Damocles – SG Redling serves up fine first contact

Book cover: Damocles by SJ RedlingWhen evidence is uncovered suggesting humanity was seeded on Earth by extraterrestrials, a tiny crew of specialists is sent on a one-way mission into deep space to find our makers. Pulled out of stasis ahead of schedule, the team find that first contact is no easier when you’re the advanced, space-faring aliens.

Damocles was an Amazon impulse buy. I hadn’t heard of SG Redling (and might not have been reassured if I had), and I had a moment’s fear when I realised it was published by the same Amazon imprint responsible for the terrible Extinction Point. Thankfully, this is much better stuff.

Redling has done a fine job turning out a reverse first contact. Mankind has reached the stars, settling the solar system and beyond. Stasis and chelyan crystal technology have made interstellar travel a possibility; when an ancient message is decoded that suggests man kind from the stars, it’s the impetus to send a 6-person crew into deep space aboard the Damocles in search of our ancestors.

The novel is very simple: it begins with the crew awakening in orbit around the planet of Didet, and it focuses on the intricacies of trying to survive first contact when you have no common frame of reference. It’s unexpectedly charming and I found myself sucked in, for all that the characters are very thinly drawn.

Much of the charm is derived from the Dideto perspective – specifically Loul Pell, a geeky young man in a back-end job, who bungles his way into becoming the primary interpreter. He is vulnerable, enthusiastic, self-aware, lacking in confidence and utterly entranced by the alien visitors, and it’s hard not to like him.

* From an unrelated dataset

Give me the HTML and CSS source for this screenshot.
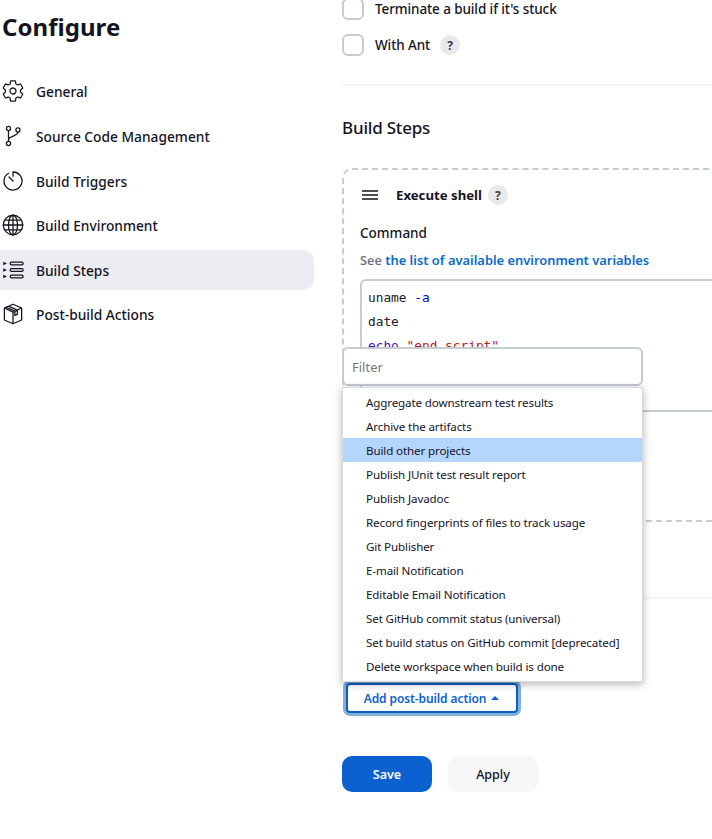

Unlike old favourites of mine such as The Sparrow, you never get under the skin of the human characters – or even much insight into the back story. There are merest hints of how history has shaped Earth, and even of the alien message that prompted the journey. Much like Loul and Meg’s conversations, this novel only scratches the surface – but it’s set for sequels, and I’d happily read them if they appear.

Redling gets bonus points for portraying gender-neutral societies on both Earth and Didet (although there’s not many female Dideto in the cast): the crew is 50/50, and if the captain is male, the pilot and the engineer are both female (as is the primary character, linguist Meg). That said, there’s not a whole lot of female:female conversation or friendship, and one of the women barely appears as she stays in orbit on the Damocles, so it’s not a perfect future. Still, it’s refreshing and it took me half the novel to notice – but I liked it more when I did.